Having spent 10 years as chair of the Advertising Standards Authority, Smith is quick to include the advertising sector as an essential part of all this. “I think that the combination of effective self-regulation with the creativity of the sector has produced a very successful industry. And of course it goes up and down with economic cycles, but there’s still a lot of hope and purpose and good prospect there.”
Smith left his DCMS role in 2001, replaced by Tessa Jowell, who led the department for seven years. That two ministers were able to remain in their respective posts for well over a decade seems astonishing now, with a long and winding list of successors barely lasting a year at a time.
Few have impressed Smith, who points to a lack of focus on cuts in funding to local authorities as one significant impact on culture and creativity. At the time of writing, the present incumbent, Nadine Dorries (appointed September 2021), continues to cheerily court controversy.
Again, Smith is unimpressed. “My principal advice to her would be please resign,” he says.

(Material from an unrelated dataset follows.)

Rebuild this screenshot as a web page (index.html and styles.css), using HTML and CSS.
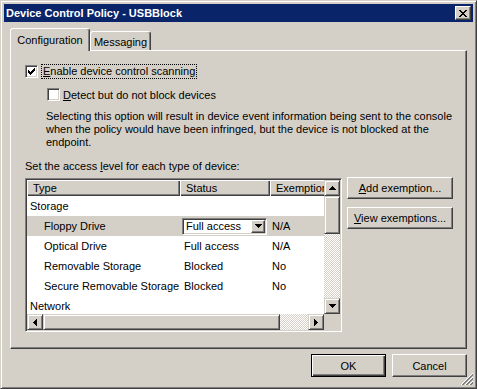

“I think her war on the BBC is unforgivable. There are relatively few things that we do better than anywhere else in the world, and our national broadcaster is one of them. She really has done something very foolish there.
“Her willingness to contemplate selling off Channel 4 is likewise a big, big mistake; her devotion to what she would call cultural wars and attack on supposed ‘wokeness’ is a total misunderstanding of where the British public are at and their ability to understand the complexities of our history and sense of identity.”
Twenty-five years on, that keeness to protect and promote our great creative assets continues to burn bright.